What I am saying therefore is to concentrate on the mechanics first (slowly) and the grip should come naturally. For midcourt shots you are going to have to get some whipping topspin on them. But always remember if you take the ball at the top of the bounce or before it reaches its apex - you can hit a flatter shot and it will go over the net.

As for backhand - I would say use a twohander if you are struggling. Practice one handed drills (using left hand). You want a chopper grip on your right hand (like a hammer) and a semi or eastern on the left (like shaking hands with the racket)

Another topspin drill - practice hitting short ball rallies in teh service box, and it forces you to reduce your swing and hit with more topspin.

Hope that helps. Remember it will not come overnight, and could take a few months!:)

faste5683
Apr 7th, 2004, 11:48 AM
For a really powerful allround game use a semi-western on the forehand. You will be able to hit with topspin but also able to flatten it out. Put the racket on the floor and pick it up - that is roughly a semi.

Do not get too hung up with topspin though. From the baseline you want a topspin drive where by it is a flatter shot with enough topspin. Remember always try to hit through the ball rather than just always brushing over it. Too much topspin ruins forehands in general! To practice your forehand get the loop right - so turn your shoulders and take the racket higher than your left arm (now at the side) and lower the racket so you are brushing up from a low to high position. Now extend the racket out in a upward motion so that the racket is fully extended out, and naturally finishes around the throat.

What I am saying therefore is to concentrate on the mechanics first (slowly) and the grip should come naturally. For midcourt shots you are going to have to get some whipping topspin on them. But always remember if you take the ball at the top of the bounce or before it reaches its apex - you can hit a flatter shot and it will go over the net.

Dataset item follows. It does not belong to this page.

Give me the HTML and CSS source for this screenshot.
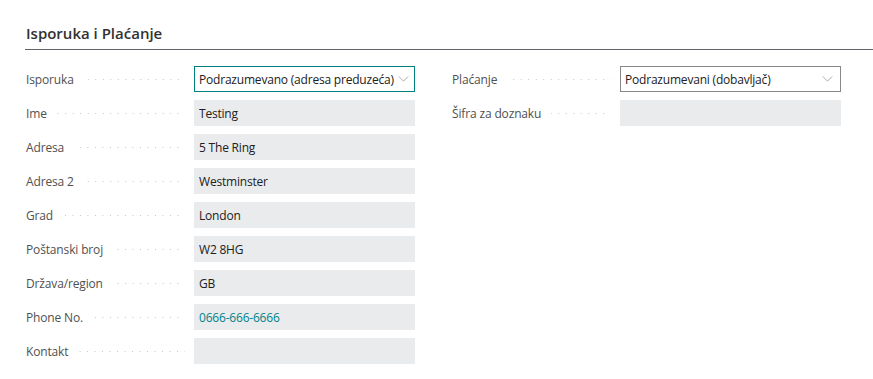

As for backhand - I would say use a twohander if you are struggling. Practice one handed drills (using left hand). You want a chopper grip on your right hand (like a hammer) and a semi or eastern on the left (like shaking hands with the racket)

Another topspin drill - practice hitting short ball rallies in teh service box, and it forces you to reduce your swing and hit with more topspin.

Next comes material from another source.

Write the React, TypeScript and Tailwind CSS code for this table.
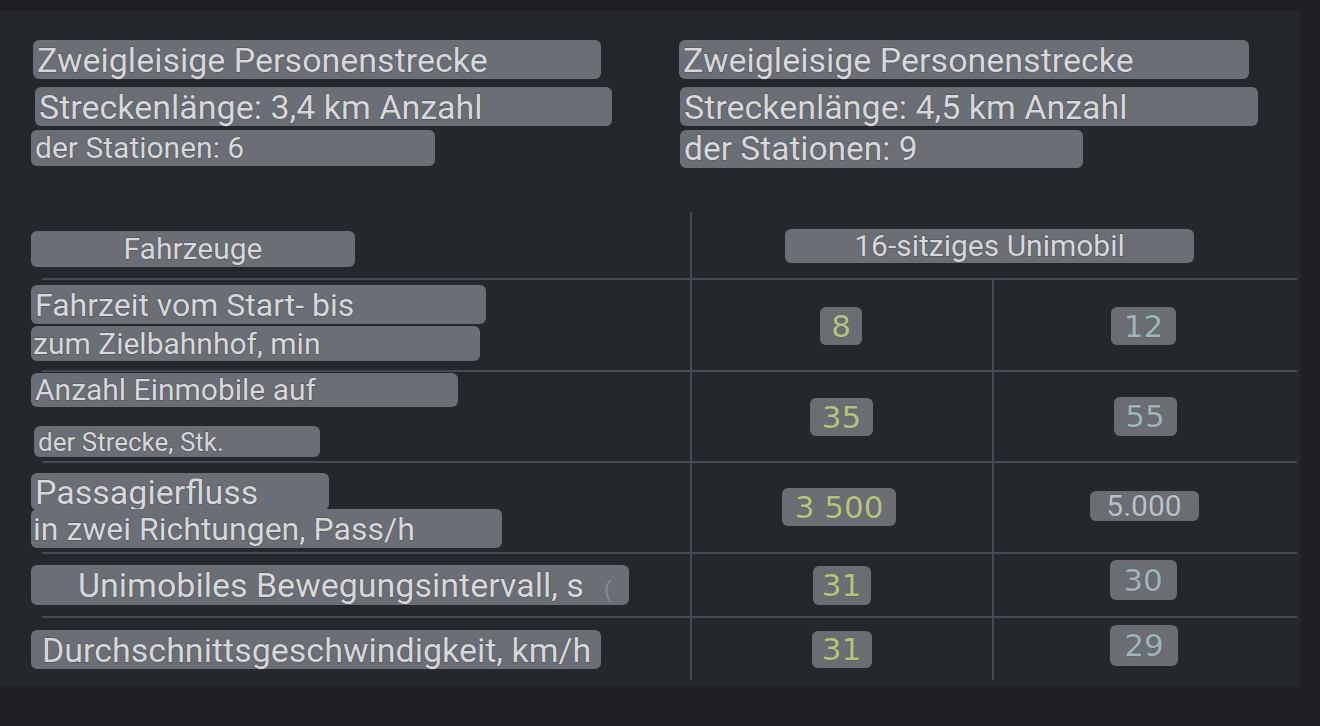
import React from "react";

const stroke =
  "[-webkit-text-stroke:1px_#4a4d52] [paint-order:stroke_fill] text-[#d6d8db]";

function Label({
  className,
  textClass,
  children,
}: {
  className: string;
  textClass: string;
  children: React.ReactNode;
}) {
  return (
    <div
      className={`flex items-center rounded-[6px] bg-[#6b6e74] whitespace-nowrap ${className}`}
    >
      <span className={`${stroke} leading-none ${textClass}`}>{children}</span>
    </div>
  );
}

function Value({
  className,
  textClass,
  children,
}: {
  className: string;
  textClass: string;
  children: React.ReactNode;
}) {
  return (
    <div
      className={`flex items-center justify-center rounded-[6px] bg-[#6a6d72] whitespace-nowrap ${className}`}
    >
      <span
        className={`leading-none [-webkit-text-stroke:1px_#5a5e62] [paint-order:stroke_fill] ${textClass}`}
      >
        {children}
      </span>
    </div>
  );
}

const dv = "font-['DejaVu_Sans',sans-serif] text-[31px] font-normal";
const green = "text-[#b5c47c]";
const blue = "text-[#a0b4bb]";
const line = "border-[#454b55]";

export default function App() {
  return (
    <div
      className="w-[1320px] h-[726px] bg-[#1e2024] pt-[11px] overflow-hidden"
      style={{ fontFamily: "Roboto, 'Noto Sans', sans-serif" }}
    >
      <div className="w-[1300px] h-[676px] bg-[#24282d] flex flex-col">
        {/* top section */}
        <div className="flex pt-[29px] h-[201px]">
          <div className="w-[647px] pl-[31px] flex flex-col items-start">
            <Label
              className="ml-[2px] w-[568px] h-[39px] pl-[4px]"
              textClass="text-[34px]"
            >
              Zweigleisige Personenstrecke
            </Label>
            <Label
              className="ml-[4px] mt-[8px] w-[577px] h-[39px] pl-[4px]"
              textClass="text-[34px]"
            >
              Streckenlänge: 3,4 km Anzahl
            </Label>
            <Label
              className="mt-[4px] w-[404px] h-[36px] pl-[4px]"
              textClass="text-[30px]"
            >
              der Stationen: 6
            </Label>
          </div>
          <div className="flex-1 flex flex-col items-start pl-[32px]">
            <Label className="w-[570px] h-[39px] pl-[4px]" textClass="text-[34px]">
              Zweigleisige Personenstrecke
            </Label>
            <Label
              className="ml-[1px] mt-[8px] w-[578px] h-[39px] pl-[4px]"
              textClass="text-[34px]"
            >
              Streckenlänge: 4,5 km Anzahl
            </Label>
            <Label
              className="ml-[1px] mt-[4px] w-[403px] h-[38px] pl-[4px]"
              textClass="text-[33.5px]"
            >
              der Stationen: 9
            </Label>
          </div>
        </div>

        {/* table */}
        <div className="ml-[42px] w-[1255px] grid grid-cols-[648px_302px_305px] grid-rows-[66px_92px_91px_91px_64px_64px]">
          {/* header */}
          <div className="pt-[19px]">
            <Label
              className="-ml-[11px] w-[324px] h-[36px] justify-center"
              textClass="text-[30px]"
            >
              Fahrzeuge
            </Label>
          </div>
          <div className={`col-span-2 border-l-2 ${line} pt-[17px] flex justify-center`}>
            <Label className="-ml-[10px] w-[409px] h-[34px] justify-center" textClass="text-[30px]">
              16-sitziges Unimobil
            </Label>
          </div>

          {/* row 1 */}
          <div className={`border-t-2 ${line} pt-[5px] flex flex-col items-start`}>
            <Label className="-ml-[11px] w-[455px] h-[39px] pl-[4px]" textClass="text-[32px]">
              Fahrzeit vom Start- bis
            </Label>
            <Label
              className="-ml-[11px] mt-[2px] w-[449px] h-[35px] pl-[2px]"
              textClass="text-[30px]"
            >
              zum Zielbahnhof, min
            </Label>
          </div>
          <div className={`border-t-2 border-l-2 ${line} pt-[27px] flex justify-center items-start`}>
            <Value className="w-[42px] h-[38px] -ml-[2px]" textClass={`${dv} ${green}`}>
              8
            </Value>
          </div>
          <div className={`border-t-2 border-l-2 ${line} pt-[27px] flex justify-center items-start`}>
            <Value className="w-[65px] h-[38px] -ml-[4px]" textClass={`${dv} ${blue}`}>
              12
            </Value>
          </div>

          {/* row 2 */}
          <div className={`border-t-2 ${line} pt-[1px] flex flex-col items-start`}>
            <Label className="-ml-[11px] w-[427px] h-[34px] pl-[4px]" textClass="text-[30px]">
              Anzahl Einmobile auf
            </Label>
            <Label
              className="-ml-[8px] mt-[19px] w-[286px] h-[31px] pl-[4px]"
              textClass="text-[26px]"
            >
              der Strecke, Stk.
            </Label>
          </div>
          <div className={`border-t-2 border-l-2 ${line} pt-[26px] flex justify-center items-start`}>
            <Value className="w-[63px] h-[38px] -ml-[1px]" textClass={`${dv} ${green}`}>
              35
            </Value>
          </div>
          <div className={`border-t-2 border-l-2 ${line} pt-[25px] flex justify-center items-start`}>
            <Value className="w-[63px] h-[39px] -ml-[1px]" textClass={`${dv} ${blue}`}>
              55
            </Value>
          </div>

          {/* row 3 */}
          <div className={`border-t-2 ${line} pt-[10px] flex flex-col items-start`}>
            <Label className="-ml-[11px] w-[298px] h-[37px] pl-[4px]" textClass="text-[34px]">
              Passagierfluss
            </Label>
            <Label
              className="-ml-[11px] -mt-[1px] w-[471px] h-[39px] pl-[2px]"
              textClass="text-[32px]"
            >
              in zwei Richtungen, Pass/h
            </Label>
          </div>
          <div className={`border-t-2 border-l-2 ${line} pt-[25px] flex justify-center items-start`}>
            <Value className="w-[114px] h-[38px] -ml-[6px]" textClass={`${dv} ${green}`}>
              3 500
            </Value>
          </div>
          <div className={`border-t-2 border-l-2 ${line} pt-[28px] flex justify-center items-start`}>
            <Value
              className="w-[109px] h-[30px] -ml-[3px]"
              textClass="text-[30px] text-[#b8c3c9] [-webkit-text-stroke:1px_#4a4f54]"
            >
              5.000
            </Value>
          </div>

          {/* row 4 */}
          <div className={`border-t-2 ${line} pt-[11px] flex flex-col items-start`}>
            <Label className="-ml-[11px] w-[598px] h-[40px] pl-[47px]" textClass="text-[34px]">
              Unimobiles Bewegungsintervall, s
              <span className="ml-[20px] text-[22px] text-[#8a8d92] [-webkit-text-stroke:0px_transparent]">
                (
              </span>
            </Label>
          </div>
          <div className={`border-t-2 border-l-2 ${line} pt-[12px] flex justify-center items-start`}>
            <Value className="w-[58px] h-[39px] -ml-[1px]" textClass={`${dv} ${green}`}>
              31
            </Value>
          </div>
          <div className={`border-t-2 border-l-2 ${line} pt-[6px] flex justify-center items-start`}>
            <Value className="w-[67px] h-[40px] -ml-[5px]" textClass={`${dv} ${blue}`}>
              30
            </Value>
          </div>

          {/* row 5 */}
          <div className={`border-t-2 ${line} pt-[12px] flex flex-col items-start`}>
            <Label className="-ml-[11px] w-[570px] h-[39px] pl-[11px]" textClass="text-[34px]">
              Durchschnittsgeschwindigkeit, km/h
            </Label>
          </div>
          <div className={`border-t-2 border-l-2 ${line} pt-[13px] flex justify-center items-start`}>
            <Value className="w-[60px] h-[37px] -ml-[1px]" textClass={`${dv} ${green}`}>
              31
            </Value>
          </div>
          <div className={`border-t-2 border-l-2 ${line} pt-[7px] flex justify-center items-start`}>
            <Value className="w-[68px] h-[41px] -ml-[3px]" textClass={`${dv} ${blue}`}>
              29
            </Value>
          </div>
        </div>
      </div>
    </div>
  );
}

Hope that helps. Remember it will not come overnight, and could take a few months!:)

That's fantastic advice! I would like to add that the decision on whether to use one or two hands on the backhand will come naturally. They both have advantages and disadvantages. Experiment with both of them and see what you come with. With a one hander, don't get into the habit of placing your thumb *behind* the racket handle, make sure you wrap it around the handle, in an eastern grip (think Henman), or a severe eastern (think Justine, Guga).

Try to use your non-hitting hand as the *guide*. Use it to *push* or *pull* the racket back during your backswing, ensuring a good shoulder turn.

Good luck!

:wavey:

Vass22
Apr 7th, 2004, 12:14 PM
That great guys! Thanks for the help! I'll try it out today.